Le droit collaboratif représente une autre approche innovante. Cette méthode, importée des pays anglo-saxons, implique que chaque époux soit assisté de son avocat spécialement formé à cette pratique. Les parties et leurs conseils s’engagent contractuellement à rechercher une solution négociée sans recourir au juge, sous peine de devoir changer d’avocats en cas d’échec. Cette démarche transparente favorise la communication et préserve les relations futures, particulièrement bénéfique lorsque des enfants sont concernés.
La procédure participative, introduite en droit français en 2010, constitue un cadre procédural hybride.
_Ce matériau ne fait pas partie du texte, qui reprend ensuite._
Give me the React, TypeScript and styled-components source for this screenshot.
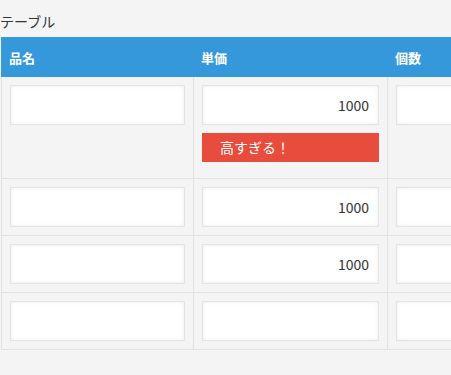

Elle permet aux époux assistés de leurs avocats de travailler ensemble à la résolution de leur différend selon un calendrier et des modalités qu’ils déterminent contractuellement. À la différence du droit collaboratif, en cas d’échec partiel, les points d’accord peuvent être soumis au juge pour homologation, et seuls les points de désaccord feront l’objet d’un débat judiciaire.
Ces approches alternatives présentent de nombreux avantages :
- Réduction significative des délais (3 à 6 mois contre 18 à 24 mois pour une procédure contentieuse)
- Diminution des coûts financiers et émotionnels
- Préservation des relations post-divorce, essentielle pour la coparentalité
- Solutions personnalisées reflétant les besoins spécifiques de la famille
Les statistiques judiciaires révèlent que les accords issus de ces processus consensuels sont mieux respectés que les décisions imposées par un tribunal. Le taux de recours contre les jugements homologuant des accords amiables est inférieur à 5%, contre près de 40% pour les décisions contentieuses. Cette adhésion volontaire aux solutions négociées explique l’orientation progressive du système judiciaire français vers ces voies pacifiées de résolution des conflits familiaux.